How to create and implement a robust data quality framework (part two)
In the first part of this series, I discussed what data quality is, why it’s important, what causes data quality issues etc. I’d argued that the quality of data is closely intertwined with the purpose it is intended to serve. In essence, the use case is a key driver for the quality of data.
This blog explores how you can leverage that approach to solve data quality problems.
The data quality framework
The framework we recommend is hierarchical and seen from the data users’ perspective. As you see in the diagram below, there are two dimensions to data quality here:
Baseline of data quality requirements: the framework begins with defining the baseline rules of data quality.
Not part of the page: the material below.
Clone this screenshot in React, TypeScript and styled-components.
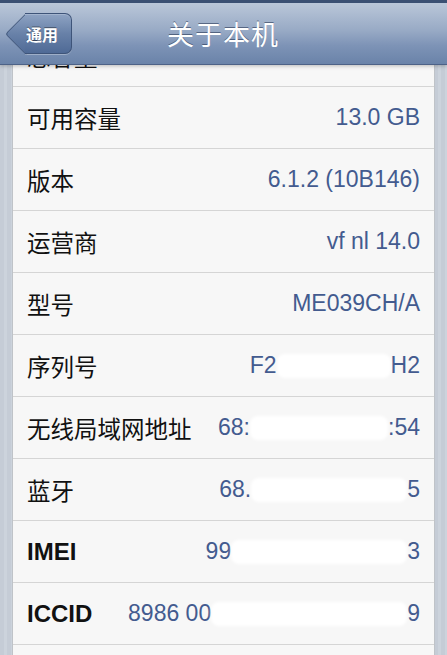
import React from "react";
import styled, { createGlobalStyle } from "styled-components";

const GlobalStyle = createGlobalStyle`
  html, body {
    margin: 0;
    padding: 0;
  }
  body {
    font-family: "Liberation Sans", "Noto Sans CJK SC", sans-serif;
    background: #c9d0da;
  }
`;

type Part = string | { hidden: number };

type Item = { label: string; value: Part[]; latin?: boolean };

// the first row is scrolled under the nav bar, the last one starts at the bottom edge
const items: Item[] = [
  { label: "总容量", value: [] },
  { label: "可用容量", value: ["13.0 GB"] },
  { label: "版本", value: ["6.1.2 (10B146)"] },
  { label: "运营商", value: ["vf nl 14.0"] },
  { label: "型号", value: ["ME039CH/A"] },
  { label: "序列号", value: ["F2", { hidden: 114 }, "H2"] },
  { label: "无线局域网地址", value: ["68:", { hidden: 138 }, ":54"] },
  { label: "蓝牙", value: ["68.", { hidden: 156 }, "5"] },
  { label: "IMEI", value: ["99", { hidden: 176 }, "3"], latin: true },
  { label: "ICCID", value: ["8986 00", { hidden: 196 }, "9"], latin: true },
  { label: "", value: [] },
];

const App: React.FC = () => {
  return (
    <Screen>
      <GlobalStyle />
      <NavBar>
        <BackButton>通用</BackButton>
        <Title>关于本机</Title>
      </NavBar>
      <Viewport>
        <Group>
          {items.map((item, n) => (
            <Row key={n}>
              <Label $latin={item.latin}>{item.label}</Label>
              <Value>
                {item.value.map((part, i) =>
                  typeof part === "string" ? (
                    <span key={i}>{part}</span>
                  ) : (
                    <Smudge key={i} $width={part.hidden} />
                  )
                )}
              </Value>
            </Row>
          ))}
        </Group>
      </Viewport>
    </Screen>
  );
};

const Screen = styled.div`
  width: 447px;
  height: 655px;
  overflow: hidden;
  display: flex;
  flex-direction: column;
  background: repeating-linear-gradient(90deg, #c5ccd6 0 4px, #ccd3dc 4px 7px);
`;

const NavBar = styled.div`
  position: relative;
  z-index: 2;
  flex-shrink: 0;
  height: 61px;
  border-top: 3px solid #3b5073;
  background: linear-gradient(#bac7d9 0%, #98aac5 45%, #7d93b6 70%, #6a83a9 100%);
  box-shadow: 0 1px 0 #4d6287, 0 2px 4px rgba(0, 0, 0, 0.25);
  display: flex;
  align-items: center;
`;

const BackButton = styled.div`
  position: relative;
  height: 41px;
  width: 47px;
  margin-left: 25px;
  box-sizing: border-box;
  padding-left: 1px;
  display: flex;
  align-items: center;
  color: #fff;
  font-size: 16px;
  font-weight: bold;
  text-shadow: 0 -1px 0 rgba(0, 0, 0, 0.45);
  border: 1px solid #3e5479;
  border-left: none;
  border-radius: 0 7px 7px 0;
  background: linear-gradient(#8ea3c3, #6881a8 50%, #4f6a96);
  box-shadow: inset 0 1px 0 rgba(255, 255, 255, 0.2), 0 1px 0 rgba(255, 255, 255, 0.3);

  &::before {
    content: "";
    position: absolute;
    z-index: -1;
    left: -14.5px;
    top: 5px;
    width: 29px;
    height: 29px;
    transform: rotate(45deg);
    border-left: 1px solid #3e5479;
    border-bottom: 1px solid #3e5479;
    border-radius: 0 0 0 4px;
    background: linear-gradient(135deg, #8ea3c3, #6881a8 50%, #4f6a96);
  }
`;

const Title = styled.div`
  flex: 1;
  margin-left: 95px;
  color: #fff;
  font-size: 27px;
  letter-spacing: 1px;
  text-shadow: 0 -1px 0 rgba(40, 55, 85, 0.6);
`;

const Viewport = styled.div`
  flex: 1;
  overflow: hidden;
`;

const Group = styled.div`
  margin: -39px 12px 0;
  background: #f7f7f7;
  border-left: 1px solid #bfc3c8;
  border-right: 1px solid #bfc3c8;
`;

const Row = styled.div`
  height: 61px;
  border-bottom: 1px solid #d5d5d5;
  display: flex;
  align-items: center;
  justify-content: space-between;
  padding: 0 14px;
`;

const Label = styled.div<{ $latin?: boolean }>`
  color: #111;
  font-size: ${(p) => (p.$latin ? "24px" : "23.5px")};
  font-weight: ${(p) => (p.$latin ? "bold" : "normal")};
  white-space: nowrap;
`;

const Value = styled.div`
  color: #435b8f;
  font-size: 23px;
  white-space: nowrap;
  display: flex;
  align-items: center;
`;

const Smudge = styled.span<{ $width: number }>`
  display: inline-block;
  width: ${(p) => p.$width}px;
  height: 24px;
  background: #fff;
  border-radius: 8px;
  filter: blur(1.5px);
`;

export default App;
These form the defaults, or common denominator quality rules for all use cases this data can enable. Data type validation (alphanumeric characters in numeric fields like price/sales) and data format validation (date format) are some of the examples needed irrespective of use case.
Fit-for-purpose data quality requirements: this is the quality required for the data to serve its intended purpose – you cover a critical path that includes just enough quality checks. You can start moving to other use-cases for those according to the delivery/business plan iteratively.
In most cases, the effort, time and resources required to fix all data quality issues is not justifiable given we may not even be using the data that way. So, it is important to identify the critical path. For instance, if you’re looking to use data for a retailer’s pricing decisions, validating the email address of customers to check if it belongs to the correct recipeint might not be required, as that does not factor in the dynamic pricing algorithm. Please note here that the email structure or format validation is still a required data quality check and it belongs to the baseline data quality requirement.